_TASK INSTRUCTIONS:_ Copy out the listing that follows, exactly, without its pictures.

_AVAILABLE DATA:_
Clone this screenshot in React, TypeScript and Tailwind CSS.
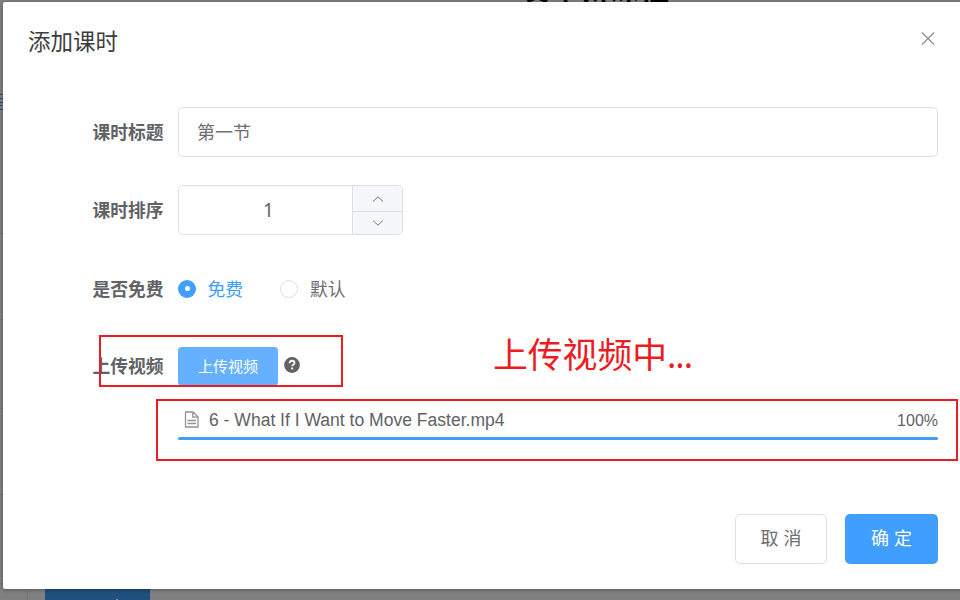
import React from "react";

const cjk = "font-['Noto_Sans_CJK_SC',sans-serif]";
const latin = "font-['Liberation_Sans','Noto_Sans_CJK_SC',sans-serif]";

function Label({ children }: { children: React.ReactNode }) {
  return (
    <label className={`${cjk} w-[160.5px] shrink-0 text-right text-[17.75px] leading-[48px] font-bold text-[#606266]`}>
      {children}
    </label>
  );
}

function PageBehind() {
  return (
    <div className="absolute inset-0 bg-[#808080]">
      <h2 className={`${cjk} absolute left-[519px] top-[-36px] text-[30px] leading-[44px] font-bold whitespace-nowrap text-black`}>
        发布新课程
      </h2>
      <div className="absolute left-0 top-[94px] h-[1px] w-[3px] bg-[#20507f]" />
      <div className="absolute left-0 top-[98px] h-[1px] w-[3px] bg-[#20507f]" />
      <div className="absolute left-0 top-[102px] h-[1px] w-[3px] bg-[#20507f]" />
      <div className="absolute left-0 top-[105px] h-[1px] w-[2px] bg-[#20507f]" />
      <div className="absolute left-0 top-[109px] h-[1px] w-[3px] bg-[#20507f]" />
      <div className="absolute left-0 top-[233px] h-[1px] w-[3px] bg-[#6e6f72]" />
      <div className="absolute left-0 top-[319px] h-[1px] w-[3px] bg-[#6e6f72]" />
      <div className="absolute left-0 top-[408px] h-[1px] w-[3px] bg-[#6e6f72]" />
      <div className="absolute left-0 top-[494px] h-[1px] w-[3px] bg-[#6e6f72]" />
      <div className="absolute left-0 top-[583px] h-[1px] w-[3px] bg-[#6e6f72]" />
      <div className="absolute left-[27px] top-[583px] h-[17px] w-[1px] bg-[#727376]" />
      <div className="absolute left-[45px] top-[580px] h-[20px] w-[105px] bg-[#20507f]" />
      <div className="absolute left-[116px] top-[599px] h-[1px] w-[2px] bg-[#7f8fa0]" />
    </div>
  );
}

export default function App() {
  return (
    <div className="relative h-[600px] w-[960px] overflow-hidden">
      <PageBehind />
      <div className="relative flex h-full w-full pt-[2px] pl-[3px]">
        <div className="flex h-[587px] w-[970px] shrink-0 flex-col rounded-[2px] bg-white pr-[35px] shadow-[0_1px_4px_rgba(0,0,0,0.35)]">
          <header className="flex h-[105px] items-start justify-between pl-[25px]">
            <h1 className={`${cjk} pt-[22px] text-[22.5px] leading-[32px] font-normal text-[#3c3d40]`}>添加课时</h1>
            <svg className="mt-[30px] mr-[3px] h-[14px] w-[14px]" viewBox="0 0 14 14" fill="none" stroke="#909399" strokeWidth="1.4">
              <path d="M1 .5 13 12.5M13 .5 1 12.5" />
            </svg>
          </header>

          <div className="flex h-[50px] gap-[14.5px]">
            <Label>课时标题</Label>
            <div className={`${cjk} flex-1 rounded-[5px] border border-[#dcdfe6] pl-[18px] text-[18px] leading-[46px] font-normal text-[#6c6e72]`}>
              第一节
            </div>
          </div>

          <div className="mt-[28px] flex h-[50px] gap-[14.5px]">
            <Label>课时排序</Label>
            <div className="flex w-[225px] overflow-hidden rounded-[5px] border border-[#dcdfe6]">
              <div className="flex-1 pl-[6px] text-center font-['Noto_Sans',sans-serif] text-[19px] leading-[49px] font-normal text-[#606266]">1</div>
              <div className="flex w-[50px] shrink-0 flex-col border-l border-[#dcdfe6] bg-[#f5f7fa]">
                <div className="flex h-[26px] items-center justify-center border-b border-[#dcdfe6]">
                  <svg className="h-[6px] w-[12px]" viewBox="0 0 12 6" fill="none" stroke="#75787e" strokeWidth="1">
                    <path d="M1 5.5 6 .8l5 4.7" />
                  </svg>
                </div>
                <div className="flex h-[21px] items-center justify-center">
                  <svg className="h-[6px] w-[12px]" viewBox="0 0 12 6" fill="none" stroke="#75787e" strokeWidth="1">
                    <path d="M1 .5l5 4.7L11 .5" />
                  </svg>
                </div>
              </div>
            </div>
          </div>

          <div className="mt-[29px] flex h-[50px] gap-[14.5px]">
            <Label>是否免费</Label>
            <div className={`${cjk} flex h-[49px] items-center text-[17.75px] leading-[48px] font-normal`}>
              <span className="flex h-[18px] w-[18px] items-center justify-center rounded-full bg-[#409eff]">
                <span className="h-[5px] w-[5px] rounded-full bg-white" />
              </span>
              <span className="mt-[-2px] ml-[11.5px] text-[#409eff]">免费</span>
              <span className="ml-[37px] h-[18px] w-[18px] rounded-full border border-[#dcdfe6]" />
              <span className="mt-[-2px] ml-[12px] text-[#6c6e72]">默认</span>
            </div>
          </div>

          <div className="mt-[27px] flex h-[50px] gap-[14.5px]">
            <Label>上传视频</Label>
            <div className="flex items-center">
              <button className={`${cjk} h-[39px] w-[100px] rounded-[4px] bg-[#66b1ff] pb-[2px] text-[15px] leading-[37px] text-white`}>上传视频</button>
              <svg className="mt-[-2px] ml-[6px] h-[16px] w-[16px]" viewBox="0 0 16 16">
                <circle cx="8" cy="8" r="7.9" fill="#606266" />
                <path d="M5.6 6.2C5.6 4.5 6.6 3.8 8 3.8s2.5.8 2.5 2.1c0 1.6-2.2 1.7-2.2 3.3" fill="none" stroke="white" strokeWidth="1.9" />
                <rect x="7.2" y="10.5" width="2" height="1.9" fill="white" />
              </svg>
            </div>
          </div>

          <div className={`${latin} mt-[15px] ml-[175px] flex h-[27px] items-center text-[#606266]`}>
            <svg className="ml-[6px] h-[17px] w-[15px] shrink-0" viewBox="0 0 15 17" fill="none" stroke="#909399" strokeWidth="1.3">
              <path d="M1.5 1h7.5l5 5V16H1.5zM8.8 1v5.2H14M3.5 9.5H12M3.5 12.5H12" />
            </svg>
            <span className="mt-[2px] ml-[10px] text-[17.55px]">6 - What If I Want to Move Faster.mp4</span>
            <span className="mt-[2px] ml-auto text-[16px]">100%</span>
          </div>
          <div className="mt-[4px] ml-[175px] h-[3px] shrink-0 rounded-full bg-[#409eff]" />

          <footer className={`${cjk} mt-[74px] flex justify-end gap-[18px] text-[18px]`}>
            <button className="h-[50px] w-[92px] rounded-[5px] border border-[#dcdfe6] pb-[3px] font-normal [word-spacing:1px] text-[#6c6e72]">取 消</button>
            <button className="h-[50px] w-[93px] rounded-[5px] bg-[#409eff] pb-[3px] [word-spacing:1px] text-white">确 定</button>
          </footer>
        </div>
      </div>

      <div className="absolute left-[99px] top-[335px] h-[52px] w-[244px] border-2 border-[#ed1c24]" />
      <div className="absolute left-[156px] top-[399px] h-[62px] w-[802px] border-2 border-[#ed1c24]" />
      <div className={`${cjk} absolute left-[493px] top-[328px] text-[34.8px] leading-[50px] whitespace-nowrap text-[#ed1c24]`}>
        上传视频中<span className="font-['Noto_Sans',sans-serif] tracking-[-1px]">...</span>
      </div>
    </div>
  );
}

_SOLUTION TO THIS EXERCISE:_
Clone this screenshot in React, TypeScript and Tailwind CSS.
import React from "react";

const cjk = "font-['Noto_Sans_CJK_SC',sans-serif]";
const latin = "font-['Liberation_Sans','Noto_Sans_CJK_SC',sans-serif]";

function Label({ children }: { children: React.ReactNode }) {
  return (
    <label className={`${cjk} w-[160.5px] shrink-0 text-right text-[17.75px] leading-[48px] font-bold text-[#606266]`}>
      {children}
    </label>
  );
}

function PageBehind() {
  return (
    <div className="absolute inset-0 bg-[#808080]">
      <h2 className={`${cjk} absolute left-[519px] top-[-36px] text-[30px] leading-[44px] font-bold whitespace-nowrap text-black`}>
        发布新课程
      </h2>
      <div className="absolute left-0 top-[94px] h-[1px] w-[3px] bg-[#20507f]" />
      <div className="absolute left-0 top-[98px] h-[1px] w-[3px] bg-[#20507f]" />
      <div className="absolute left-0 top-[102px] h-[1px] w-[3px] bg-[#20507f]" />
      <div className="absolute left-0 top-[105px] h-[1px] w-[2px] bg-[#20507f]" />
      <div className="absolute left-0 top-[109px] h-[1px] w-[3px] bg-[#20507f]" />
      <div className="absolute left-0 top-[233px] h-[1px] w-[3px] bg-[#6e6f72]" />
      <div className="absolute left-0 top-[319px] h-[1px] w-[3px] bg-[#6e6f72]" />
      <div className="absolute left-0 top-[408px] h-[1px] w-[3px] bg-[#6e6f72]" />
      <div className="absolute left-0 top-[494px] h-[1px] w-[3px] bg-[#6e6f72]" />
      <div className="absolute left-0 top-[583px] h-[1px] w-[3px] bg-[#6e6f72]" />
      <div className="absolute left-[27px] top-[583px] h-[17px] w-[1px] bg-[#727376]" />
      <div className="absolute left-[45px] top-[580px] h-[20px] w-[105px] bg-[#20507f]" />
      <div className="absolute left-[116px] top-[599px] h-[1px] w-[2px] bg-[#7f8fa0]" />
    </div>
  );
}

export default function App() {
  return (
    <div className="relative h-[600px] w-[960px] overflow-hidden">
      <PageBehind />
      <div className="relative flex h-full w-full pt-[2px] pl-[3px]">
        <div className="flex h-[587px] w-[970px] shrink-0 flex-col rounded-[2px] bg-white pr-[35px] shadow-[0_1px_4px_rgba(0,0,0,0.35)]">
          <header className="flex h-[105px] items-start justify-between pl-[25px]">
            <h1 className={`${cjk} pt-[22px] text-[22.5px] leading-[32px] font-normal text-[#3c3d40]`}>添加课时</h1>
            <svg className="mt-[30px] mr-[3px] h-[14px] w-[14px]" viewBox="0 0 14 14" fill="none" stroke="#909399" strokeWidth="1.4">
              <path d="M1 .5 13 12.5M13 .5 1 12.5" />
            </svg>
          </header>

          <div className="flex h-[50px] gap-[14.5px]">
            <Label>课时标题</Label>
            <div className={`${cjk} flex-1 rounded-[5px] border border-[#dcdfe6] pl-[18px] text-[18px] leading-[46px] font-normal text-[#6c6e72]`}>
              第一节
            </div>
          </div>

          <div className="mt-[28px] flex h-[50px] gap-[14.5px]">
            <Label>课时排序</Label>
            <div className="flex w-[225px] overflow-hidden rounded-[5px] border border-[#dcdfe6]">
              <div className="flex-1 pl-[6px] text-center font-['Noto_Sans',sans-serif] text-[19px] leading-[49px] font-normal text-[#606266]">1</div>
              <div className="flex w-[50px] shrink-0 flex-col border-l border-[#dcdfe6] bg-[#f5f7fa]">
                <div className="flex h-[26px] items-center justify-center border-b border-[#dcdfe6]">
                  <svg className="h-[6px] w-[12px]" viewBox="0 0 12 6" fill="none" stroke="#75787e" strokeWidth="1">
                    <path d="M1 5.5 6 .8l5 4.7" />
                  </svg>
                </div>
                <div className="flex h-[21px] items-center justify-center">
                  <svg className="h-[6px] w-[12px]" viewBox="0 0 12 6" fill="none" stroke="#75787e" strokeWidth="1">
                    <path d="M1 .5l5 4.7L11 .5" />
                  </svg>
                </div>
              </div>
            </div>
          </div>

          <div className="mt-[29px] flex h-[50px] gap-[14.5px]">
            <Label>是否免费</Label>
            <div className={`${cjk} flex h-[49px] items-center text-[17.75px] leading-[48px] font-normal`}>
              <span className="flex h-[18px] w-[18px] items-center justify-center rounded-full bg-[#409eff]">
                <span className="h-[5px] w-[5px] rounded-full bg-white" />
              </span>
              <span className="mt-[-2px] ml-[11.5px] text-[#409eff]">免费</span>
              <span className="ml-[37px] h-[18px] w-[18px] rounded-full border border-[#dcdfe6]" />
              <span className="mt-[-2px] ml-[12px] text-[#6c6e72]">默认</span>
            </div>
          </div>

          <div className="mt-[27px] flex h-[50px] gap-[14.5px]">
            <Label>上传视频</Label>
            <div className="flex items-center">
              <button className={`${cjk} h-[39px] w-[100px] rounded-[4px] bg-[#66b1ff] pb-[2px] text-[15px] leading-[37px] text-white`}>上传视频</button>
              <svg className="mt-[-2px] ml-[6px] h-[16px] w-[16px]" viewBox="0 0 16 16">
                <circle cx="8" cy="8" r="7.9" fill="#606266" />
                <path d="M5.6 6.2C5.6 4.5 6.6 3.8 8 3.8s2.5.8 2.5 2.1c0 1.6-2.2 1.7-2.2 3.3" fill="none" stroke="white" strokeWidth="1.9" />
                <rect x="7.2" y="10.5" width="2" height="1.9" fill="white" />
              </svg>
            </div>
          </div>

          <div className={`${latin} mt-[15px] ml-[175px] flex h-[27px] items-center text-[#606266]`}>
            <svg className="ml-[6px] h-[17px] w-[15px] shrink-0" viewBox="0 0 15 17" fill="none" stroke="#909399" strokeWidth="1.3">
              <path d="M1.5 1h7.5l5 5V16H1.5zM8.8 1v5.2H14M3.5 9.5H12M3.5 12.5H12" />
            </svg>
            <span className="mt-[2px] ml-[10px] text-[17.55px]">6 - What If I Want to Move Faster.mp4</span>
            <span className="mt-[2px] ml-auto text-[16px]">100%</span>
          </div>
          <div className="mt-[4px] ml-[175px] h-[3px] shrink-0 rounded-full bg-[#409eff]" />

          <footer className={`${cjk} mt-[74px] flex justify-end gap-[18px] text-[18px]`}>
            <button className="h-[50px] w-[92px] rounded-[5px] border border-[#dcdfe6] pb-[3px] font-normal [word-spacing:1px] text-[#6c6e72]">取 消</button>
            <button className="h-[50px] w-[93px] rounded-[5px] bg-[#409eff] pb-[3px] [word-spacing:1px] text-white">确 定</button>
          </footer>
        </div>
      </div>

      <div className="absolute left-[99px] top-[335px] h-[52px] w-[244px] border-2 border-[#ed1c24]" />
      <div className="absolute left-[156px] top-[399px] h-[62px] w-[802px] border-2 border-[#ed1c24]" />
      <div className={`${cjk} absolute left-[493px] top-[328px] text-[34.8px] leading-[50px] whitespace-nowrap text-[#ed1c24]`}>
        上传视频中<span className="font-['Noto_Sans',sans-serif] tracking-[-1px]">...</span>
      </div>
    </div>
  );
}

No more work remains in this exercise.